[Begin]

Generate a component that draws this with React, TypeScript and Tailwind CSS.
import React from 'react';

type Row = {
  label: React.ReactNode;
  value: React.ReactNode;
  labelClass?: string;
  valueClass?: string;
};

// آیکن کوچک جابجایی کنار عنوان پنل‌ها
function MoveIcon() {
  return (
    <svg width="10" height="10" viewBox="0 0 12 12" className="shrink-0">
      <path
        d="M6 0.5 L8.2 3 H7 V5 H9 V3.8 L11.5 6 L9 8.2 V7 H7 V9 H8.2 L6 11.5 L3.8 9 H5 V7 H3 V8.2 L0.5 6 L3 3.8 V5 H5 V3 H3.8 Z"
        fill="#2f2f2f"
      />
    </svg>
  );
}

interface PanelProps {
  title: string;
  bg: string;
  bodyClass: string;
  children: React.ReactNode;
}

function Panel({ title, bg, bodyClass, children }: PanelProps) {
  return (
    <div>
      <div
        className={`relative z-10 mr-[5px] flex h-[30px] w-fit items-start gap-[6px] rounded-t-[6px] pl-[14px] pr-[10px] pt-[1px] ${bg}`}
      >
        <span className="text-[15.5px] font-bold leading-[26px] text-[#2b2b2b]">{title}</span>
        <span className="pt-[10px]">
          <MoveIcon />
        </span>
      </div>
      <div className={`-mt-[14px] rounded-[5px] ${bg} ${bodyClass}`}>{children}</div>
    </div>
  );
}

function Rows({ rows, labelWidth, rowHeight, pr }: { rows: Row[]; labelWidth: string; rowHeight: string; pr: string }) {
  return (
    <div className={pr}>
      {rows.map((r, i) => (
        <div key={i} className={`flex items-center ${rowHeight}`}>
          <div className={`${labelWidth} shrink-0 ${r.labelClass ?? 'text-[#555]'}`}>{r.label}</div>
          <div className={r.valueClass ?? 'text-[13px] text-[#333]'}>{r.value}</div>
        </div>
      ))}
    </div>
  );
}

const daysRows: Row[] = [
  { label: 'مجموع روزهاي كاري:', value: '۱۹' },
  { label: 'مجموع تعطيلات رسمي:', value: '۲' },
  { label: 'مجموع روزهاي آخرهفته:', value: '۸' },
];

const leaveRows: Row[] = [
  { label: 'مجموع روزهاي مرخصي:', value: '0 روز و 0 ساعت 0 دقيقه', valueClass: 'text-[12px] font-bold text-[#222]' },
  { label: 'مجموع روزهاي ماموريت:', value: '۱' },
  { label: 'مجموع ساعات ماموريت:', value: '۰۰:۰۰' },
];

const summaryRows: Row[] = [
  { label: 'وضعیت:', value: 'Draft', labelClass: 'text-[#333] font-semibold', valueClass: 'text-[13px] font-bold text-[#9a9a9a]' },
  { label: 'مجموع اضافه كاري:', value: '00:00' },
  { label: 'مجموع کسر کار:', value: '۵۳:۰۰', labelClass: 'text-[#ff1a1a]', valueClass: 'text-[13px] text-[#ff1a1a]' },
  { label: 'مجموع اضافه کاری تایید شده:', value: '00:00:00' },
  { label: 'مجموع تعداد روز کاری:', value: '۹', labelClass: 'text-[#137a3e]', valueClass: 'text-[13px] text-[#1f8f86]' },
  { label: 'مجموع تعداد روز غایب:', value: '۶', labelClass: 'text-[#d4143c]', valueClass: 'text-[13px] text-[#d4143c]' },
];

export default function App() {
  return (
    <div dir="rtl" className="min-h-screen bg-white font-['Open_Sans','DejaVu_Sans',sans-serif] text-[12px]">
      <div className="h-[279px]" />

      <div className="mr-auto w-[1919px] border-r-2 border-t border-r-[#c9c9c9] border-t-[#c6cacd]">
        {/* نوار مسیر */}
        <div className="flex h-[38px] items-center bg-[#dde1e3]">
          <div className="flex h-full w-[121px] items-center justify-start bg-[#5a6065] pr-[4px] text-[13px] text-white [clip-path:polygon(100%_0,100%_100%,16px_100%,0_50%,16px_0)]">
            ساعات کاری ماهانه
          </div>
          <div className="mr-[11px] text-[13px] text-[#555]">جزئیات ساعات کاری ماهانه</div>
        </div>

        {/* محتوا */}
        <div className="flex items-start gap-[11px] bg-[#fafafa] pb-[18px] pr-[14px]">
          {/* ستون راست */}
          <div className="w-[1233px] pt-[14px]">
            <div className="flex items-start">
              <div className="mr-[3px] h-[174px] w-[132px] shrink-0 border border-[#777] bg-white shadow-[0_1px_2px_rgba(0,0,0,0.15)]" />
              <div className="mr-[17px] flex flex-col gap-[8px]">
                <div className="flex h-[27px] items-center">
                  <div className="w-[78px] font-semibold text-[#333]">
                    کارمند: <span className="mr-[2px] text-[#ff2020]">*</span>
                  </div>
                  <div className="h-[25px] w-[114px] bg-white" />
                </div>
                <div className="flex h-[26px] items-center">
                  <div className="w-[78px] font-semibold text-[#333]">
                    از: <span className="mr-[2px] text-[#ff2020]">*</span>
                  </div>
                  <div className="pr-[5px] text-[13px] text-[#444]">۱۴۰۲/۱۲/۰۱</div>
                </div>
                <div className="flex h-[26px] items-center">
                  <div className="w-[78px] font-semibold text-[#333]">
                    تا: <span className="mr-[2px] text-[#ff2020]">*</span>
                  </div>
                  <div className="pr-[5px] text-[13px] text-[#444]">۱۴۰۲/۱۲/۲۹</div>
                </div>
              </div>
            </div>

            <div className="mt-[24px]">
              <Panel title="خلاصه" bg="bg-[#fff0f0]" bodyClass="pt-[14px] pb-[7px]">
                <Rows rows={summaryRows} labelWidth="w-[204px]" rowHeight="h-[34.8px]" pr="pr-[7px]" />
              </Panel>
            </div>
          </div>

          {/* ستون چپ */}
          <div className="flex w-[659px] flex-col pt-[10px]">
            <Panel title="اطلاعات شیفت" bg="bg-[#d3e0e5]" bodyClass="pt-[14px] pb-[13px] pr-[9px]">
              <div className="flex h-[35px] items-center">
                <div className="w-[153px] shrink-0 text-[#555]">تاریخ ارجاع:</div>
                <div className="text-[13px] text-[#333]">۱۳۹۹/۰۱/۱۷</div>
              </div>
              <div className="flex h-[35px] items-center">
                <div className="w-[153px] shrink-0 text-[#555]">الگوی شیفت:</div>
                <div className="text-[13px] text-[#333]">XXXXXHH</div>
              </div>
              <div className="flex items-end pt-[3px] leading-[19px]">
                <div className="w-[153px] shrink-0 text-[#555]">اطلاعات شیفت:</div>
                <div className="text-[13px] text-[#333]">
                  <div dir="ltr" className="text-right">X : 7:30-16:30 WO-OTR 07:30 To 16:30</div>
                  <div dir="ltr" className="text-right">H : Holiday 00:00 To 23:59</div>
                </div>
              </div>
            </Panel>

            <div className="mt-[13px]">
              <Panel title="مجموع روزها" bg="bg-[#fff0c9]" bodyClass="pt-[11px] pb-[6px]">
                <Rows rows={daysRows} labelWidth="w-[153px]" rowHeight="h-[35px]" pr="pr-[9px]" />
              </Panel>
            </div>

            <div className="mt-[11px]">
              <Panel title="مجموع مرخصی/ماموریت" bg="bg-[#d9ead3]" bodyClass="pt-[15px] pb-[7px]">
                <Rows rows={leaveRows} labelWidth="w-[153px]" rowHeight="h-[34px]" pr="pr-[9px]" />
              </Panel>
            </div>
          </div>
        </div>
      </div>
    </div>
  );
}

[End]

[OBJECTIVE] Gather each line of the listing that holds the string "React".

[TASK ANSWER]
Generate a component that draws this with React, TypeScript and Tailwind CSS.
import React from 'react';
  label: React.ReactNode;
  value: React.ReactNode;
  children: React.ReactNode;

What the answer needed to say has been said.